La saga degli AIR Studio non è finita a Montserrat: nei primi anni Novanta, George Martin trovò a Londra una chiesa costruita a fine Ottocento, con una hall esagonale dalle eccellenti caratteristiche acustiche. Nel 1992, con una festa alla presenza di HRM il Principe di Galles, gli AIR Studios Lyndhurst vennero inagurati e da quel momento anche per le dimensioni dello spazio e le caratteristiche acustiche della sala di registrazione, capace di accogliere una grande orchestra, AIR Lyndhurst insieme a pochi altri studi londinesi è diventato uno dei riferimenti per la realizzazione di colonne sonore cinematografiche e/o televisive, oltreché di numerosi album di successo. La storia, dopo un paio di passaggi di proprietà, continua fino ai giorni nostri, nel rispetto dell’eredità artistica, tecnica e imprenditoriale lasciata da Sir George Martin.
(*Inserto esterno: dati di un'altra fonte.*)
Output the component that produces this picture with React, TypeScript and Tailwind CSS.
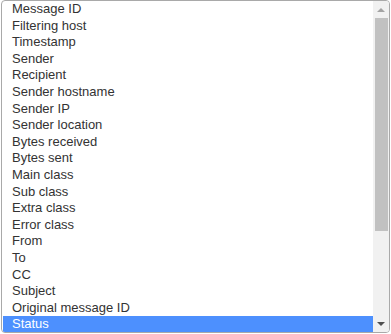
const items = [
  "Message ID",
  "Filtering host",
  "Timestamp",
  "Sender",
  "Recipient",
  "Sender hostname",
  "Sender IP",
  "Sender location",
  "Bytes received",
  "Bytes sent",
  "Main class",
  "Sub class",
  "Extra class",
  "Error class",
  "From",
  "To",
  "CC",
  "Subject",
  "Original message ID",
  "Status",
];

export default function App() {
  const selected = "Status";
  return (
    <div className="w-[391px] h-[334px] bg-white overflow-hidden" style={{ fontFamily: '"Liberation Sans", Arial, sans-serif' }}>
      <div className="ml-[1px] w-[389px] h-[333px] border border-[#a9a9a9] rounded-[4px] overflow-hidden flex bg-white">
        {/* options */}
        <div className="flex-1 pl-[1px]">
          {items.map((item) => (
            <div
              key={item}
              className={
                "h-[16.6px] leading-[16.6px] pl-[9px] text-[13px] whitespace-nowrap " +
                (item === selected ? "bg-[#4d90fe] text-white" : "text-[#333]")
              }
            >
              {item}
            </div>
          ))}
        </div>

        {/* scrollbar */}
        <div className="w-[16px] h-full bg-[#f1f1f1] flex flex-col items-center">
          <div className="h-[17px] w-full flex items-center justify-center">
            <svg width="8" height="4" viewBox="0 0 8 4">
              <polygon points="0,4 8,4 4,0" fill="#a3a3a3" />
            </svg>
          </div>
          <div className="w-[13px] h-[213px] bg-[#c1c1c1]" />
          <div className="flex-1" />
          <div className="h-[17px] w-full flex items-center justify-center">
            <svg width="8" height="4" viewBox="0 0 8 4">
              <polygon points="0,0 8,0 4,4" fill="#505050" />
            </svg>
          </div>
        </div>
      </div>
    </div>
  );
}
Chi ha voglia di conoscere quei tempi gloriosi, può farlo adesso attraverso le immagini, i ricordi e il racconto di questo documentario. Nel 2021, di studi così non ce ne sono quasi più… o meglio, sono migrati altrove, si sono spostati (in piccolo numero) in luoghi diversi, altrettanto o meno esotici, completamente diversi da quelli del passato. Nuovo mondo contro vecchio mondo, nuove destinazioni (Oriente, Sudamerica) rispetto a vecchie destinazioni, vecchia discografia e produzione contro nuova discografia ed editoria musicale. Né meglio, né peggio, ma totalmente diversa. Di George Martin ce n’è stato uno. In maniera differente, produttori e imprenditori come lo svedese Max Martin e l’americano Rick Rubin possono essere considerati i George Martin del nostro tempo, con grande esperienza di produzione e una quantità di successi impressionante: tutti e due, ovviamente, si sono dotati di studi di registrazione di proprietà per i loro lavori.